The Firm’s client, who at the time was a prisoner at the Wisconsin Secure Program Facility, wrote a letter in 2002 to Northern Sun, a retail catalog that merchandises politically-themed t-shirts, posters and other materials. In the letter, he wrote that “prison reform is not as well represented as is needed” in the Northern Sun catalog and enclosed some suggested drawings for their review. Rather than mail his letter, prison officers seized and destroyed the client’s outgoing mail “because the prisoner used a swastika symbol as part of a political message criticizing the prison system” in one of his drawings.
After exhausting his administrative remedies, the client brought a pro se civil rights claim in federal court alleging that the prison’s censorship of his mail violated his First Amendment rights. Although the district court recognized that the prisoner was not, in fact, a white supremacist, they granted summary judgment to the state because the drawing was incompatible with the client’s “general rehabilitative interests.”
Jenner & Block became involved upon a referral from the Uptown People's Law Center after the decision by the U.S. Court of Appeals for the Seventh Circuit was entered upholding the district court's decision. While the Firm’s petition for en banc review was denied, three Seventh Circuit judges voted to rehear the case.
The Firm’s reply brief addresses several points brought up in the State’s brief opposing review in this case. The attorneys say that the respondents’ arguments “merely highlight the reasons this Court should grant, not deny, this petition.” Highlighting a substantial circuit split regarding the First Amendment standard of review to apply to claims of outgoing prisoner mail censorship, the reply brief argues that the respondents “attempt to downplay [the] significance” of the controversy and fail to acknowledge the fundamental distinctions between the two standards of review used by the courts.
In addition, the reply brief accentuates that the Supreme Court should grant certiorari to clarify whether the First Amendment permits the censorship of outgoing prisoner mail in furtherance of general inmate rehabilitation. The reply brief states that the Seventh Circuit ruling would allow the censorship of the very speech protected in Procunier v. Martinez, 416 U.S. 396 (1974), “which struck down a policy generally authorizing the censorship of outgoing mail containing ‘inflammatory, political racial, religious, or other views’ or ‘otherwise inappropriate’ content.”
"Our right to know about conditions inside our nation's prisons is inextricably tied to the right of prisoners to correspond candidly with the outside world,” said Mr. Levenstam. “This case should be reviewed because giving prison officials editorial control over the content of prisoners’ outgoing correspondence serves no correctional purpose, but is a license to censor disfavored viewpoints."

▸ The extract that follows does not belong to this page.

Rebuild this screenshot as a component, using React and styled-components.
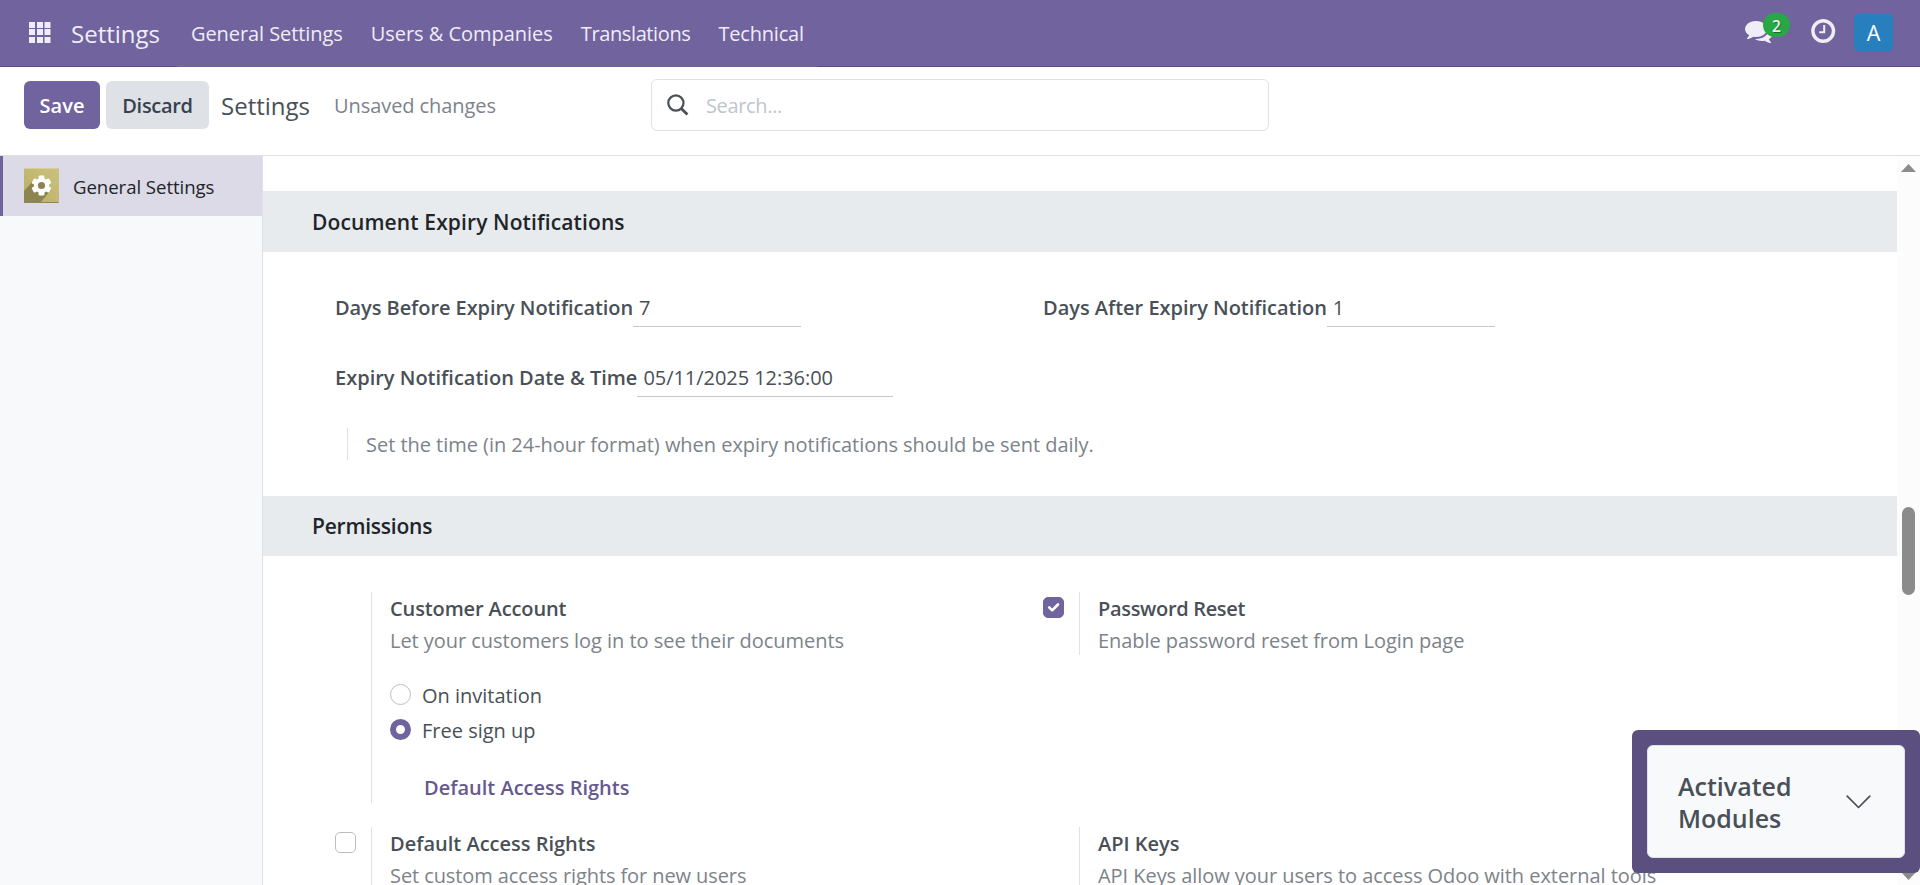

The Alan Morrison Supreme Court Assistance Project (SCAP) of the Public Citizen Litigation Group recently included the case in its "Cert. Petitions of Public Interest Summer Watch List." According to SCAP, the Watch List features cert. petitions where the “question presented implicates [the organization’s] public interest mission and there is a chance of a grant.”
The Supreme Court will determine if it will grant certiorari in the case at a conference scheduled for September 24.